How to solve the first-order ODE with initial condition?

Hint. The ODE can be rewritten as $$ \frac{dy}{dx}=\frac{y}{4\sqrt{xy}-x}, \tag{1} $$ which is homogeneous. The change of variable $y=xu$ transforms $(1)$ into a separable ODE: $$ x\frac{du}{dx}+u=\frac{xu}{4\sqrt{x^2u}-x}=\frac{u}{4\sqrt{u}-1}, \tag{2} $$ where I'm assuming $x>0$ because of the initial condition. Can you continue from here?
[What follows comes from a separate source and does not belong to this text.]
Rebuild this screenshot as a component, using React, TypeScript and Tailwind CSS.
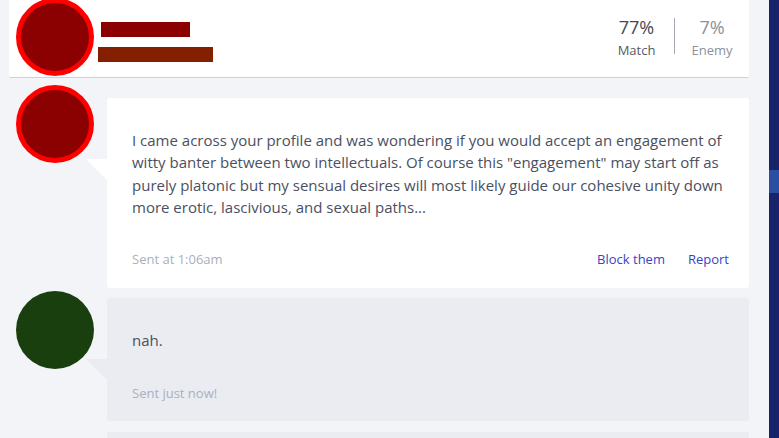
import React from "react";

function Tail({ color }: { color: string }) {
  return (
    <svg className="absolute left-[-21px] top-[61px]" width="21" height="21" viewBox="0 0 21 21">
      <polygon points="0,0 21,0 21,21" fill={color} />
    </svg>
  );
}

export default function App() {
  return (
    <div
      className="w-[779px] h-[438px] overflow-hidden bg-[#f3f4f8] flex"
      style={{ fontFamily: '"Open Sans", "Liberation Sans", sans-serif' }}
    >
      <div className="flex-1 flex flex-col">
        {/* Header */}
        <div className="ml-[9px] mr-[20px] h-[78px] bg-white border-b border-[#cdd1d8] rounded-b-[2px] flex items-start shrink-0">
          <div className="ml-[7px] mt-[-2px] w-[78px] h-[78px] rounded-full bg-[#8b0000] border-[5px] border-[#ff0000] shrink-0" />
          <div className="flex flex-col">
            <div className="ml-[7px] mt-[22px] w-[89px] h-[15px] bg-[#8b0000]" />
            <div className="ml-[4px] mt-[10px] w-[115px] h-[15px] bg-[#841f00]" />
          </div>
          <div className="ml-auto flex mt-[18px]">
            <div className="w-[76px] h-[36px] border-r border-[#a3a8b3] flex flex-col items-center">
              <div className="text-[18px] leading-[18px] font-medium text-[#454955]">77%</div>
              <div className="text-[13px] leading-[18px] mt-[5px] text-[#555a66]">Match</div>
            </div>
            <div className="w-[74px] h-[36px] flex flex-col items-center">
              <div className="text-[18px] leading-[18px] font-medium text-[#8c919b]">7%</div>
              <div className="text-[13px] leading-[18px] mt-[5px] text-[#8c919b]">Enemy</div>
            </div>
          </div>
        </div>

        {/* Message 1 */}
        <div className="flex items-start mt-[20px] mr-[20px]">
          <div className="ml-[16px] mt-[-13px] w-[78px] h-[78px] rounded-full bg-[#8b0000] border-[5px] border-[#ff0000] shrink-0" />
          <div className="relative ml-[13px] flex-1 bg-white rounded-[3px] pl-[25px] pr-[20px] pt-[31px] pb-[19px]">
            <Tail color="#ffffff" />
            <p className="text-[15px] leading-[22.3px] text-[#4a5062]">
              I came across your profile and was wondering if you would accept an engagement of witty banter between two intellectuals. Of course this "engagement" may start off as purely platonic but my sensual desires will most likely guide our cohesive unity down more erotic, lascivious, and sexual paths...
            </p>
            <div className="mt-[31px] flex items-center text-[13px] leading-[20px]">
              <span className="text-[#a9b0bd]">Sent at 1:06am</span>
              <span className="ml-auto text-[#3a42c4]">Block them</span>
              <span className="ml-[23px] text-[#3a42c4]">Report</span>
            </div>
          </div>
        </div>

        {/* Message 2 */}
        <div className="flex items-start mt-[10px] mr-[20px]">
          <div className="ml-[16px] mt-[-7px] w-[78px] h-[78px] rounded-full bg-[#1a3f0f] shrink-0" />
          <div className="relative ml-[13px] flex-1 bg-[#ebecf1] rounded-[3px] pl-[25px] pr-[20px] pt-[31px] pb-[18px]">
            <Tail color="#ebecf1" />
            <p className="text-[15px] leading-[22px] text-[#4a5062]">nah.</p>
            <div className="mt-[32px] text-[13px] leading-[20px] text-[#a9b0bd]">Sent just now!</div>
          </div>
        </div>

        {/* Message 3 (partial) */}
        <div className="flex items-start mt-[11px] mr-[20px]">
          <div className="ml-[107px] flex-1 h-[40px] bg-[#ebecf1] rounded-[3px]" />
        </div>
      </div>

      {/* Right navy bar */}
      <div className="w-[10px] h-full bg-[#18246a] flex flex-col shrink-0">
        <div className="mt-[170px] h-[23px] bg-[#2a4ea2]" />
      </div>
    </div>
  );
}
$$ ydx-\left( 4\sqrt{xy}-x\right) dy=0 $$ Multiplying the ode by integrating factor $\frac{1}{\sqrt{xy}}$ makes the ode exact \begin{align*} \frac{y}{\sqrt{xy}}dx-\left( 4-\frac{x}{\sqrt{xy}}\right) dy & =0\\ Mdx+Ndy & =0 \end{align*} Check: \begin{align*} \frac{\partial M}{\partial y} & =\frac{1}{2\sqrt{xy}}\\ \frac{\partial N}{\partial x} & =\frac{1}{2\sqrt{xy}} \end{align*} Let \begin{align} \frac{\partial\phi}{\partial x} & =M\tag{1}\\ \frac{\partial\phi}{\partial y} & =N\tag{2} \end{align} Integrating (1) gives \begin{equation} \phi=\int\frac{y}{\sqrt{xy}}dx=\frac{2xy}{\sqrt{xy}}+f\left( y\right) \tag{3} \end{equation} Taking derivative of the above and using (2) gives% \begin{align*} \frac{\partial\phi}{\partial y} & =N\\ \frac{x}{\sqrt{xy}}+f^{\prime}\left( y\right) & =-\left( 4-\frac{x} {\sqrt{xy}}\right) \\ f^{\prime}\left( y\right) & =-4\\ f & =-4y+c_{1} \end{align*} Plugging the above into (3) gives $$ \phi=\frac{2xy}{\sqrt{xy}}-4y+c_{1} $$ but $\phi$ is constant. Hence the above simplifies to (by combining constants) \begin{align*} \frac{2xy}{\sqrt{xy}}-4y & =c_{2}\\ 2\sqrt{xy}-4y & =c_{2}\\ \sqrt{xy}-2y & =c_{3} \end{align*} At $x=2,y=8$ \begin{align*} \sqrt{16}-2\left( 8\right) & =c_{3}\\ 4-16 & =c_{3}\\ c_{3} & =-12 \end{align*} Hence (4) becomes \begin{align*} \sqrt{xy}-2y & =-12\\ 2y-\sqrt{xy} & =12 \end{align*}

Hint

The equation writing $$y'=\frac{y}{4\sqrt{xy}-x}$$ let $y=x\,u^2$ and assuming $u\neq 0$, it becomes $$x\,u'+\frac {u (2u-1)}{4u-1 }=0$$ Switching variables $$\frac {x}{x'}+\frac {u (2u-1)}{4u-1 }=0 \implies \frac {x'}{x}=-\frac {4u-1 }{u (2u-1)}=-\frac{2}{2 u-1}-\frac{1}{u}$$ Integrating both sides is now simple. Inverse the solution, replace $u$ by its defintion and apply the condition.